↓↓↓

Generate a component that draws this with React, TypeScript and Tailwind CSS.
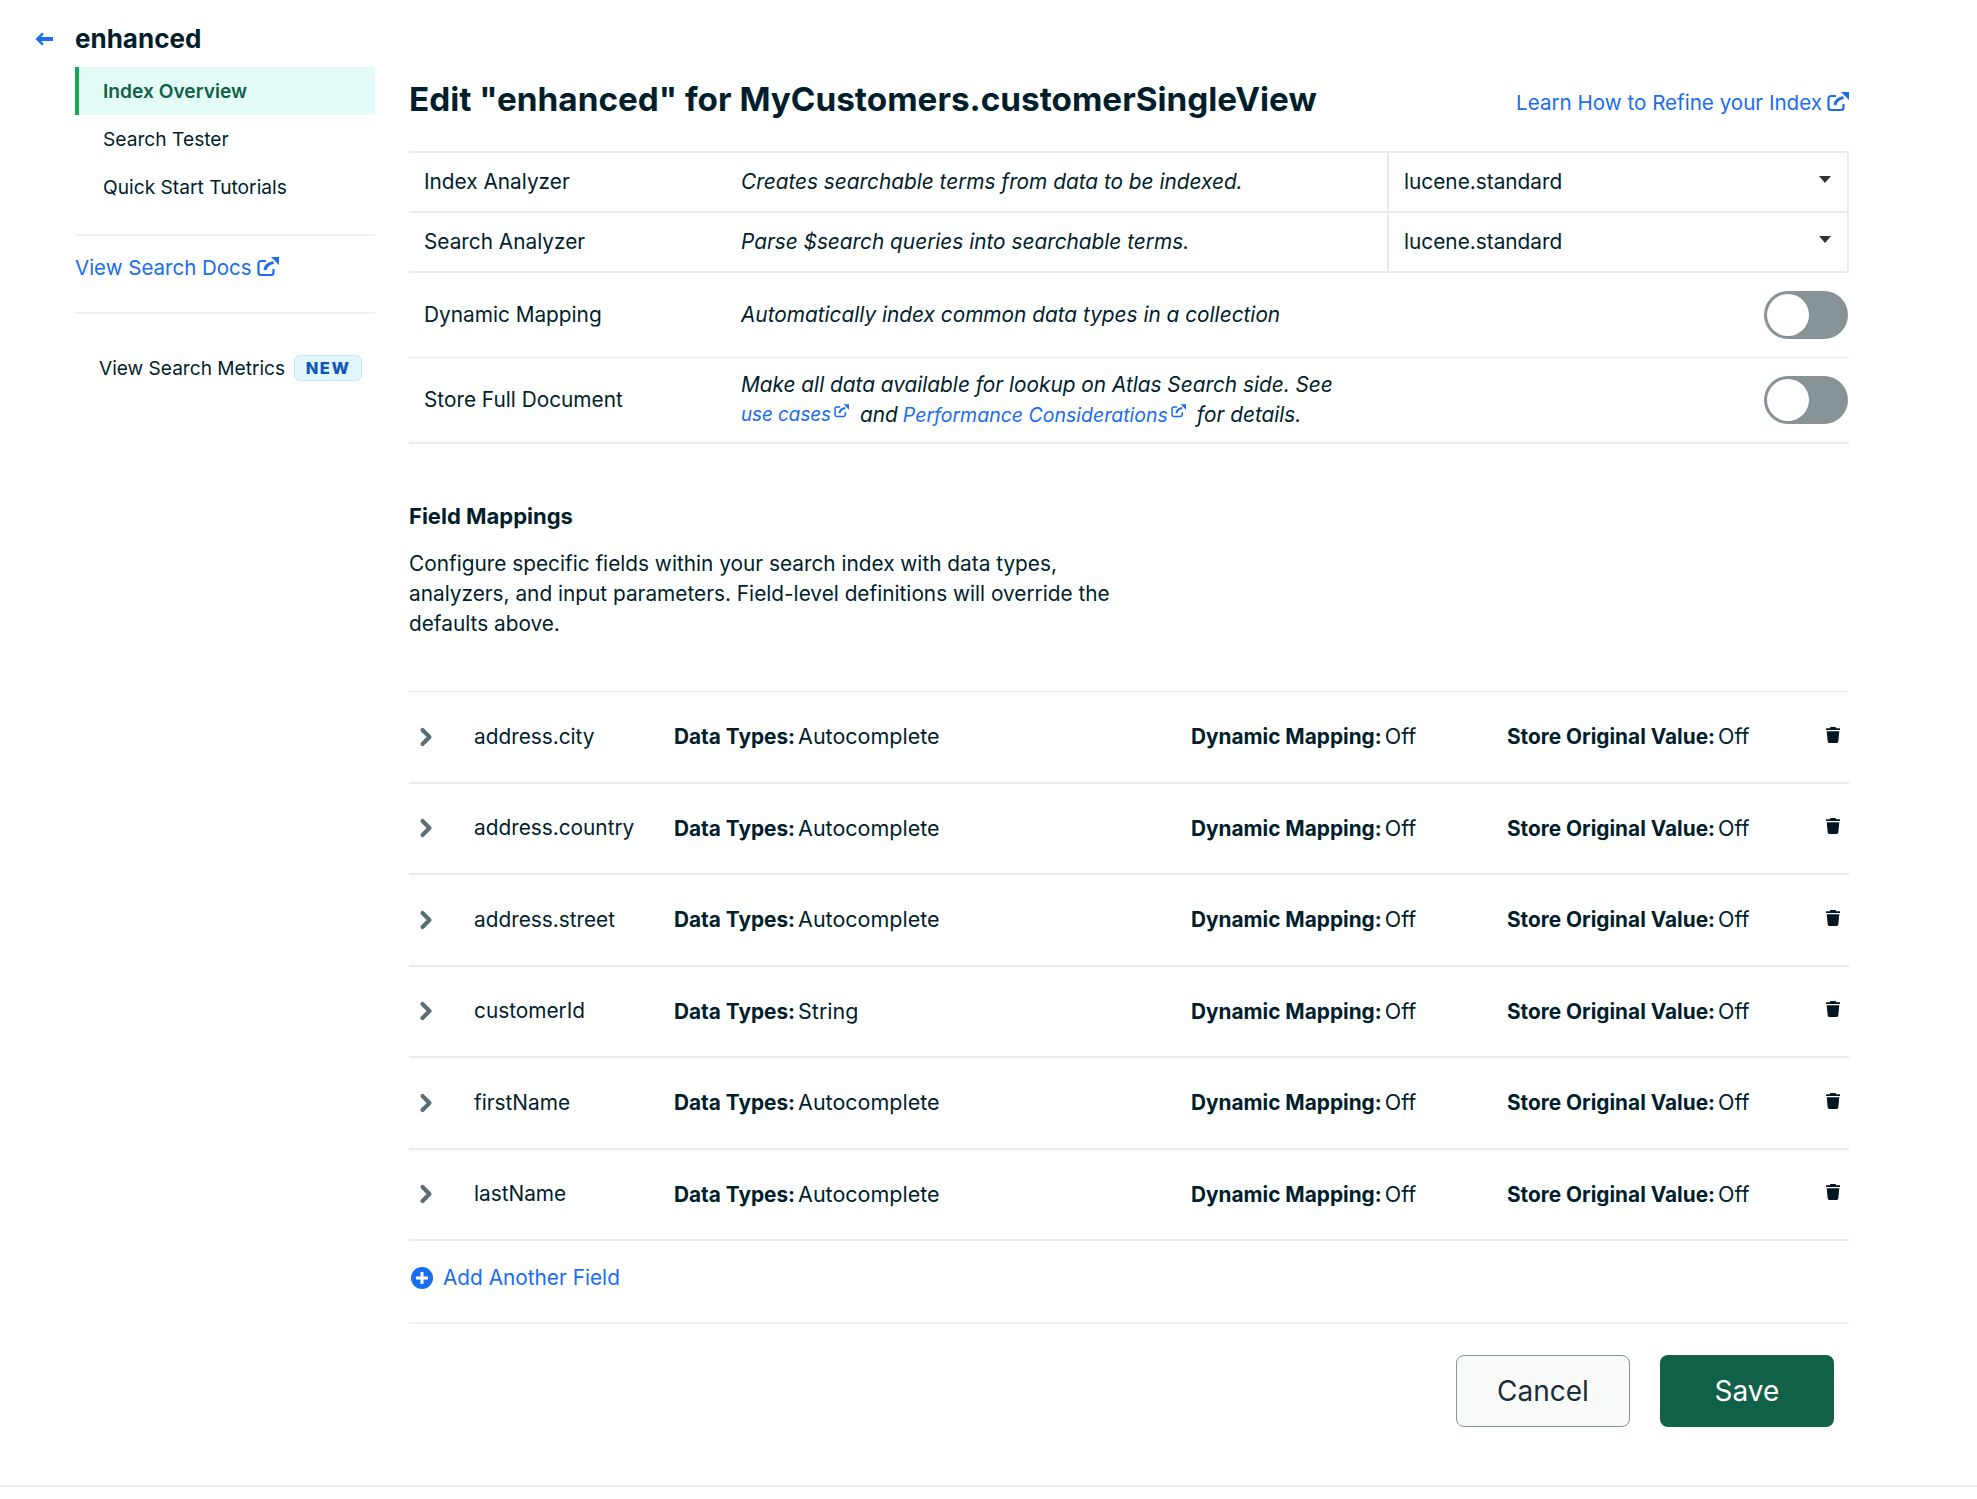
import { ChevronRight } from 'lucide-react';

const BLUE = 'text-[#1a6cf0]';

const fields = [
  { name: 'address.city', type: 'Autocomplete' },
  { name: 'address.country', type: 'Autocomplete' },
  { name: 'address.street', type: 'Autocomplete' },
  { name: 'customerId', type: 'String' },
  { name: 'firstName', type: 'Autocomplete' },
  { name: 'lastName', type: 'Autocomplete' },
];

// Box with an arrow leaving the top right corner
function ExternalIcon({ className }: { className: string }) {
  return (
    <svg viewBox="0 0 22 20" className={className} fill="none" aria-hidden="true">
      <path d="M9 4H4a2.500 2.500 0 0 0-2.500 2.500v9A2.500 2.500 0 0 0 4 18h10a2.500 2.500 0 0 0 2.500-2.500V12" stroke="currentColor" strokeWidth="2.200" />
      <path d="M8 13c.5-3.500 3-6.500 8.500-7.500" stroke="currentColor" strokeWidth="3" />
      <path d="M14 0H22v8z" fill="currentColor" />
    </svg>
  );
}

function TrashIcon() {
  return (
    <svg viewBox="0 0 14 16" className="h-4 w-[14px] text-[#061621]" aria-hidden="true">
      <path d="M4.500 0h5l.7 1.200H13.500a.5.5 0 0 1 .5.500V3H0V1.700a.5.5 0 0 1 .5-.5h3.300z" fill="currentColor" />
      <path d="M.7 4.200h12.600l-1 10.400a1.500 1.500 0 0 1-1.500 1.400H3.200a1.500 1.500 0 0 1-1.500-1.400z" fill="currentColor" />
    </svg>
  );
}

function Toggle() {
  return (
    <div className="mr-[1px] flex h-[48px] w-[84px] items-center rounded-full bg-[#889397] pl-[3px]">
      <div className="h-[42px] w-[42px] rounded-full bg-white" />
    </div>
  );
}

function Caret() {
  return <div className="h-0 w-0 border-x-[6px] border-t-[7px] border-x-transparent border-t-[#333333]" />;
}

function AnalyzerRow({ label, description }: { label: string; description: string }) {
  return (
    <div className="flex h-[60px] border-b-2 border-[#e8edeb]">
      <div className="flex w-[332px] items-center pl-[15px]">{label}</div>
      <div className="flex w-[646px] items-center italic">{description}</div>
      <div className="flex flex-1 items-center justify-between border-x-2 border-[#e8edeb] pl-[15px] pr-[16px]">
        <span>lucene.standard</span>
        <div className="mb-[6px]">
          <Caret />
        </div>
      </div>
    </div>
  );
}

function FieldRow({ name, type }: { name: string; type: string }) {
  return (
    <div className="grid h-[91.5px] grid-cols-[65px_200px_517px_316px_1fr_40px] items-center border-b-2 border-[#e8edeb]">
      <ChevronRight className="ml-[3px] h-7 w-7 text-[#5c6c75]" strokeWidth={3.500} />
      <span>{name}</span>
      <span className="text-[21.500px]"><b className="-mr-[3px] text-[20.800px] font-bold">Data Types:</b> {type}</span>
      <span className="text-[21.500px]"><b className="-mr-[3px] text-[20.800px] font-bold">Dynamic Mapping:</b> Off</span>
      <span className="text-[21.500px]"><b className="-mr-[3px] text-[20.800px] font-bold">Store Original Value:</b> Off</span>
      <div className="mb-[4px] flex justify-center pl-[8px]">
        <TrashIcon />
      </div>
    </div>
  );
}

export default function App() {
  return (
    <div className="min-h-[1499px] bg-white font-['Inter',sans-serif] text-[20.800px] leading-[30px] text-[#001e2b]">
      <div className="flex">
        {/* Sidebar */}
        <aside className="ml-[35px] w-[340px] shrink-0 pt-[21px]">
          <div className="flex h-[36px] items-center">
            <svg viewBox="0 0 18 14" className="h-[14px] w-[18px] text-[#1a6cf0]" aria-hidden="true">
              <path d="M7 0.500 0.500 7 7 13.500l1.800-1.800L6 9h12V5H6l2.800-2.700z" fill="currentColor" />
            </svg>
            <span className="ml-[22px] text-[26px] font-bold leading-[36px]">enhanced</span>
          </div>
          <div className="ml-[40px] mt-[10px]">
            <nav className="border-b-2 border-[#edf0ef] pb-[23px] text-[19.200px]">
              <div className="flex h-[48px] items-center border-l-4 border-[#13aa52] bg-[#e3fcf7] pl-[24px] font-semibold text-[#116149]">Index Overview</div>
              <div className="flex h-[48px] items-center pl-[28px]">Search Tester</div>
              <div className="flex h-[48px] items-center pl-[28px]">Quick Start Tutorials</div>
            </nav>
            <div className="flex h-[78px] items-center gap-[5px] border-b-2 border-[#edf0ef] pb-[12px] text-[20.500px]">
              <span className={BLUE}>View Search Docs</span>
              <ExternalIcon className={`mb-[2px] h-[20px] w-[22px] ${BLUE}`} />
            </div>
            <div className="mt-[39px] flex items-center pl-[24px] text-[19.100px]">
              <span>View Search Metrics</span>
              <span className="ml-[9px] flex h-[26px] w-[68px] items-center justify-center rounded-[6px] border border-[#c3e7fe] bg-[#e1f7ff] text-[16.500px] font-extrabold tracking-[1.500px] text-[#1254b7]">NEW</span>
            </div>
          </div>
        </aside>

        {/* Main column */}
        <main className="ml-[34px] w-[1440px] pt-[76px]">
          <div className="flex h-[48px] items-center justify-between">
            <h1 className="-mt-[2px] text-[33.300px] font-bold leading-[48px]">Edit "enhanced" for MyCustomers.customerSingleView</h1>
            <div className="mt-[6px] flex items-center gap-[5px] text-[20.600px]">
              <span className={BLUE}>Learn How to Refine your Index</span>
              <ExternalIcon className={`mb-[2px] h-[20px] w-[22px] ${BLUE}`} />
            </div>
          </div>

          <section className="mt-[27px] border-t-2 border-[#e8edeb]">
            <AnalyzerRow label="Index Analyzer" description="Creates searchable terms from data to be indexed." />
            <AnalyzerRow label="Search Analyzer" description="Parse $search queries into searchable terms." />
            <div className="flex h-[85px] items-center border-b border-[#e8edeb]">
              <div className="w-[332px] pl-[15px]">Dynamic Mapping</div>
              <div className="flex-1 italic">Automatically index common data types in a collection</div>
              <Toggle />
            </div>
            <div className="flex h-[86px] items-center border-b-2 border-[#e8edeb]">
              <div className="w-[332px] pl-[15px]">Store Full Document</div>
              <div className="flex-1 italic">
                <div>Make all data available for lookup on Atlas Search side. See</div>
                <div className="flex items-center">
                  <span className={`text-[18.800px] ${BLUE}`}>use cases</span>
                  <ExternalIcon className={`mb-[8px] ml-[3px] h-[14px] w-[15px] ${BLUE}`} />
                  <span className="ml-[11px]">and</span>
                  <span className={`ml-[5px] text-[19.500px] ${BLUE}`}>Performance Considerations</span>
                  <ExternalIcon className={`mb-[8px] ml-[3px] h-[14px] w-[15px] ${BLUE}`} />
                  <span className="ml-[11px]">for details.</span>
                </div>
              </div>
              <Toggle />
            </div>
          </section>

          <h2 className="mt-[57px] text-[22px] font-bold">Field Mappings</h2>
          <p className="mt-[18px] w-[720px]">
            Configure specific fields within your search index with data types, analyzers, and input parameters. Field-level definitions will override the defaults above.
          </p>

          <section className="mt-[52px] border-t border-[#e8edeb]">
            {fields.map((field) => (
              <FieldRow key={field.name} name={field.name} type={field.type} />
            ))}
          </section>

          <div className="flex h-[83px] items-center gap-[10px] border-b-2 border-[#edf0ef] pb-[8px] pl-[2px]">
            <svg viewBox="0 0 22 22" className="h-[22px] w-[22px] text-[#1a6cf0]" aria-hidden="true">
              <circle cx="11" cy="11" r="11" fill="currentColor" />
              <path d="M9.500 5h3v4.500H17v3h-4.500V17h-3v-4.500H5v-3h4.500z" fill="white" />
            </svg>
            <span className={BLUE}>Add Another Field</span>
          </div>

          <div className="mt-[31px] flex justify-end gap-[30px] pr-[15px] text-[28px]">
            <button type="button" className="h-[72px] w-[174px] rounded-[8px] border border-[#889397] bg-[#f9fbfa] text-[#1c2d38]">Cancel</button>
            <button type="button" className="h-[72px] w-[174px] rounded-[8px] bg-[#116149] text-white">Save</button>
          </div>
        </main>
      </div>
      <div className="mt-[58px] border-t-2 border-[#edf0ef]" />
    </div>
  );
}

↑↑↑

_Work instructions_
Only the lines from the top of the data through the line with "const BLUE = 'text-[#1a6cf0]';" should be quoted, exactly and with both ends kept; skip the pictures.

_Solution to the problem_
Generate a component that draws this with React, TypeScript and Tailwind CSS.
import { ChevronRight } from 'lucide-react';

const BLUE = 'text-[#1a6cf0]';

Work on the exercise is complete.